Alternative statements
The above conditions are one way to state the conditions required for asymptotic normality of the MLE, but there is some flexibility. For example, the only reason condition C(i) is necessary is to ensure that \(\Ex \u(\bts) = \zero\) and \(\Ex \oI(\bts) = \fI(\bts)\). Thus, some authors will just state these conditions regarding the expected value of score and information directly rather than state necessary conditions for them.

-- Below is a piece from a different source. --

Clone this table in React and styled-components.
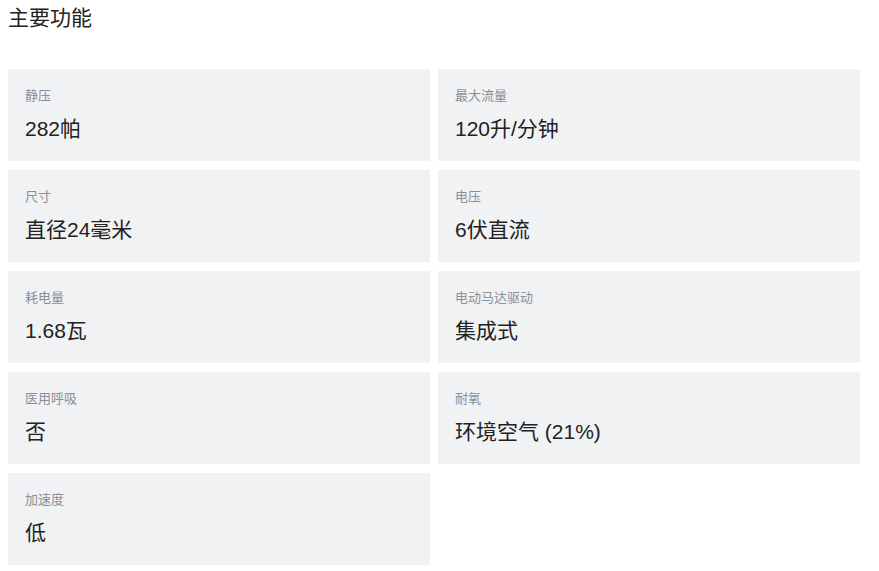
import React from 'react'
import styled, { createGlobalStyle } from 'styled-components'

const GlobalStyle = createGlobalStyle`
  body {
    margin: 0;
    background: #fff;
    font-family: "Liberation Sans", "Noto Sans CJK SC", sans-serif;
  }
`

const Root = styled.div`
  padding: 4px 8px 8px;
`

const Title = styled.h2`
  margin: 0 0 37px;
  font-size: 21px;
  font-weight: 400;
  line-height: 28px;
  color: #222;
`

const Grid = styled.div`
  display: grid;
  grid-template-columns: 422px 422px;
  gap: 9px 8px;
`

const Card = styled.div`
  background: #f1f2f4;
  height: 92px;
  box-sizing: border-box;
  padding: 18px 17px;
`

const Label = styled.div`
  font-size: 13px;
  line-height: 18px;
  color: #8b8f96;
`

const Value = styled.div`
  margin-top: 10px;
  font-size: 21px;
  line-height: 28px;
  color: #222;
`

const specs = [
  ['静压', '282帕'],
  ['最大流量', '120升/分钟'],
  ['尺寸', '直径24毫米'],
  ['电压', '6伏直流'],
  ['耗电量', '1.68瓦'],
  ['电动马达驱动', '集成式'],
  ['医用呼吸', '否'],
  ['耐氧', '环境空气 (21%)'],
  ['加速度', '低']
]

const App = () => (
  <Root>
    <GlobalStyle />
    <Title>主要功能</Title>
    <Grid>
      {specs.map(([label, value]) => (
        <Card key={label}>
          <Label>{label}</Label>
          <Value>{value}</Value>
        </Card>
      ))}
    </Grid>
  </Root>
)

export default App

Similarly, the purpose of C(iii) is to establish a uniform bound on the observed information over \(\bT^*\) – the core idea of the condition is that we have a single bound \(M(x)\) that works for all values of \(\bt \in \bT^*\). Bounding the third derivative is one way of accomplishing that. It is possible to relax this condition and require a uniform bound only on the second derivatives (plus some other conditions), although the resulting proofs of consistency and asymptotic normality become more complicated. For this reason, the simpler regularity conditions presented above are more common in practice.
Finally, the IID assumption merely presents a basic, standard case in which likelihood theory holds. Certainly, likelihood estimates are asymptotically normal in all manner of non-IID settings (multiple groups, regression, etc.) as well – likelihood theory would not be terrible useful if this were not true. If one understands how the theory works in the IID case, it is typically relatively straightforward to extend theoretical results to other cases.